Anza Borrego

Revisiting the Mud Caves in Arroyo Tapiado

Tucked away in the Anza Borrego Desert State Park is a place that seems to have more similarities with moon, or at least what I would imagine the moon to look like.

At one of the mud cave entrances in Arroyo Tapiado
Mary and Austin at one of the mud cave entrances in Arroyo Tapiado

Arroyo Tapiado or “Mud Wall Wash” is an area of southern Anza Borrego that has some of the most extensive mud caves in the world. A few of the dark, twisting passages can be hundreds of feet long ending in rooms with two story ceilings, while other areas require you to suck in your gut and crawl on all fours.

Archaeological excavations have uncovered fossils of mammoths, sabre-tooth tigers and other animals dating back millions of years which adds to the otherworldly feel of the area.

First destination was Plunge Pool Cave
First destination was Plunge Pool Cave

When exploring a place like Arroyo Tapiado it is always nice to have a guide, or someone in the know. Fortunately for us one of my friends from work Mark, is an experienced “spelunker” and is always up for a day of exploring. He was also the one that guided us around the Mud Caves 5 years ago. We were also able to entice few more of our friends to join us, so after a quick meetup at Starbucks we jumped in the four-wheel drives and headed east towards Anza Borrego.

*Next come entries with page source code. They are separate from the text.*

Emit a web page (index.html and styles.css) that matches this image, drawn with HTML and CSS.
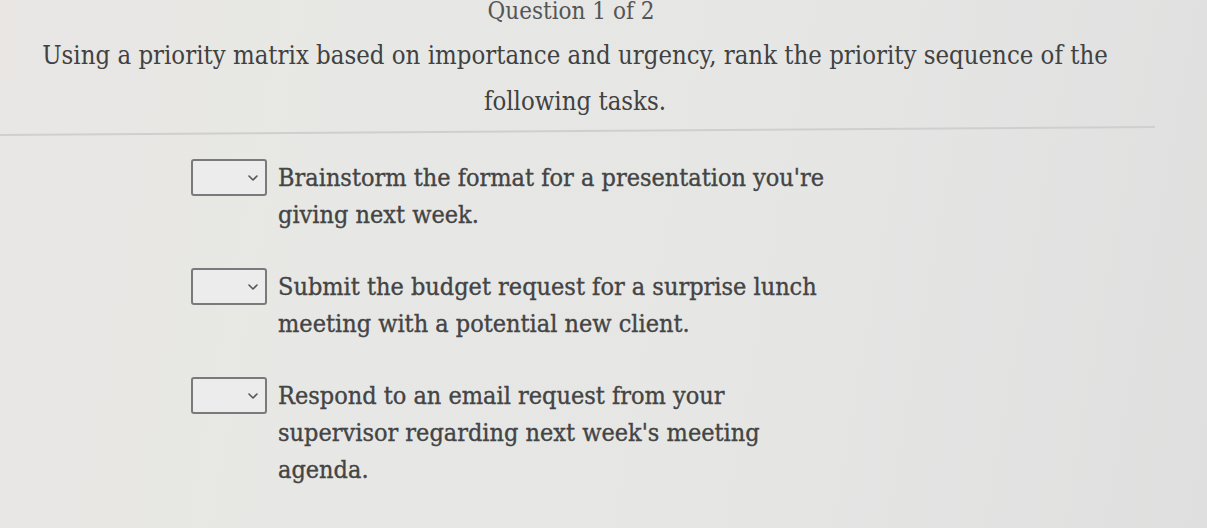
FILE: index.html
```html
<!DOCTYPE html>
<html lang="en">
<head>
<meta charset="utf-8">
<title>Question 1 of 2</title>
<link rel="stylesheet" href="styles.css">
</head>
<body>
<main class="page">
  <header class="header">
    <div class="counter">Question 1 of 2</div>
    <p class="prompt">Using a priority matrix based on importance and urgency, rank the priority sequence of the following tasks.</p>
  </header>
  <hr class="divider">
  <ul class="items">
    <li class="item">
      <span class="select"><svg class="chev" viewBox="0 0 10 6" width="10" height="6"><path d="M1 1 L5 5 L9 1" fill="none" stroke="#555" stroke-width="1.6" stroke-linecap="round" stroke-linejoin="round"/></svg></span>
      <span class="label">Brainstorm the format for a presentation you're giving next week.</span>
    </li>
    <li class="item">
      <span class="select"><svg class="chev" viewBox="0 0 10 6" width="10" height="6"><path d="M1 1 L5 5 L9 1" fill="none" stroke="#555" stroke-width="1.6" stroke-linecap="round" stroke-linejoin="round"/></svg></span>
      <span class="label">Submit the budget request for a surprise lunch meeting with a potential new client.</span>
    </li>
    <li class="item">
      <span class="select"><svg class="chev" viewBox="0 0 10 6" width="10" height="6"><path d="M1 1 L5 5 L9 1" fill="none" stroke="#555" stroke-width="1.6" stroke-linecap="round" stroke-linejoin="round"/></svg></span>
      <span class="label">Respond to an email request from your supervisor regarding next week's meeting agenda.</span>
    </li>
  </ul>
</main>
</body>
</html>
```
FILE: styles.css
```css
html, body {
  margin: 0;
  height: 100%;
}
body {
  background: linear-gradient(100deg, #e9e6e4 0%, #e7e8e5 30%, #e6e7e5 60%, #dfdfdf 100%);
  color: #3e3e3e;
  font-family: "DejaVu Serif Condensed", "DejaVu Serif", "Liberation Serif", serif;
  font-stretch: condensed;
  overflow: hidden;
}
.page {
  width: 1150px;
}
.header {
  text-align: center;
}
.counter {
  font-size: 24px;
  line-height: 22px;
  margin: 0 0 0 -8px;
  color: #555;
}
.prompt {
  font-size: 25.5px;
  line-height: 46px;
  margin: 10px 40px 0 40px;
  color: #414141;
}
.divider {
  border: 0;
  border-top: 2px solid #cfcfcf;
  margin: 10px 0 0 0;
  width: 1155px;
  transform: rotate(-0.4deg);
  transform-origin: left center;
}
.items {
  list-style: none;
  margin: 23px 0 0 191px;
  padding: 0;
  display: flex;
  flex-direction: column;
  gap: 35px;
}
.item {
  display: flex;
  align-items: flex-start;
  gap: 11px;
}
.select {
  box-sizing: border-box;
  width: 76px;
  height: 37px;
  border: 2px solid #7a7a7a;
  border-radius: 3px;
  background: #ececec;
  display: flex;
  align-items: center;
  justify-content: flex-end;
  padding-right: 7px;
  flex: none;
}
.label {
  font-size: 25px;
  line-height: 37px;
  max-width: 555px;
  color: #444;
  -webkit-text-stroke: 0.35px #444;
}
```
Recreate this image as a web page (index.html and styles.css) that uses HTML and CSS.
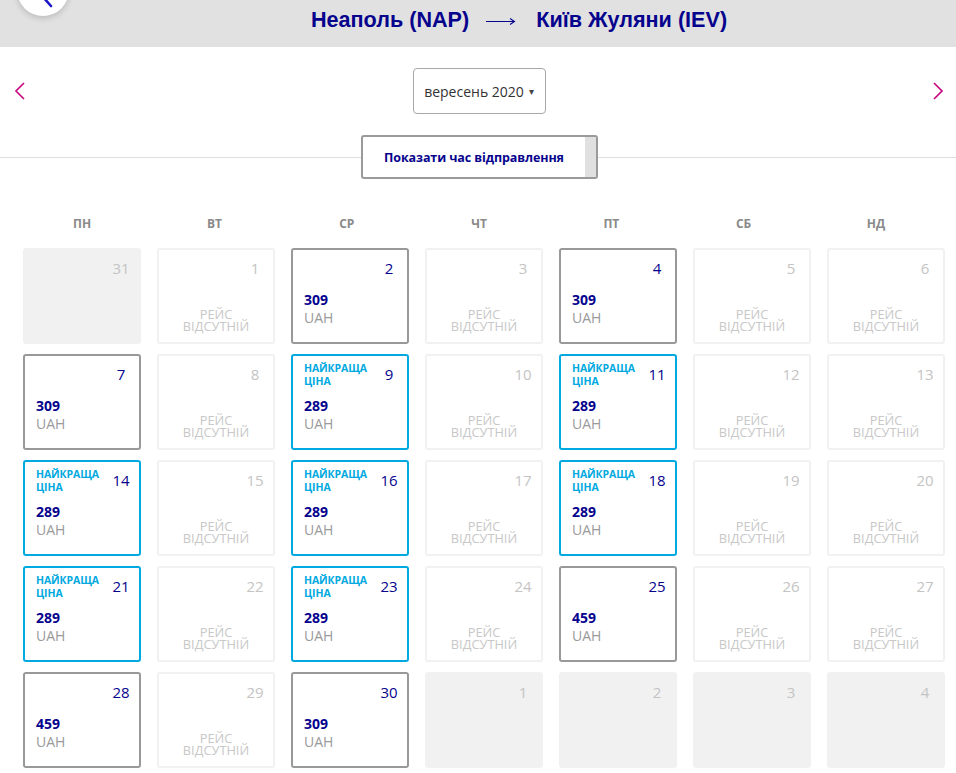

Mark and Andrew head into the slot canyon in Arroyo Tapiado
Mark and Andrew head into the slot canyon in Arroyo Tapiado

Our first stop was the Plunge Pool cave and the surrounding slot canyons. We hiked a bit up the canyon until lunch time and then headed back to the vehicles. Out came the BBQ and grill-master JP took center stage grilling up an assortment of hamburgers, veggie burgers and hot dogs. Once everyone was stuffed with BBQ food it was time to don headlamps and squeeze into the narrow entrance of Plunge Pool Cave.

Inside Plunge Pool Cave
Inside Plunge Pool Cave

The cave is a fairly short trek but opens up into an amazing two story cavern with a small skylight. Upon our arrival into the cavern, a family that had been sitting in the dark having lunch decided 5 more mouths were too many to feed and quickly left. We spent some time enjoying the coolness of the cave, and then decided it was time for something a bit more challenging.

The next mud cave on our list was “Hidden Cave” which was a short hike down the wash from our camp. This particular cave will reinforce your fears of tight places or possibly cure it. The passage has you crawling on all fours and squeezing between narrow sections in complete darkness, save your headlamp.

John taking the duck and squeeze approach
John taking the duck and squeeze approach

If you have not been out to visit this amazing part of the Anza Borrego desert you have to put it on your to do list. Be prepared to get dirty and do a lot of crawling, ducking and climbing. Another thing I should mention is that if you are claustrophobic you may want to stay away from some of the tighter caves like “Hidden Cave”.

The wash at Arroyo Tapiado Mud Caves
The wash at Arroyo Tapiado is the main access to the Mud Caves

Anza Borrego Mud Caves Trip Photo Album 

  • ⚠ Important Tips When Exploring The Mud Caves
    • The caves can be dangerous due to their unstable nature.
    • Never explore the mud caves by yourself.
    • Do not enter caves if it has recently rained.
    • Do not try to walk on top of the caves.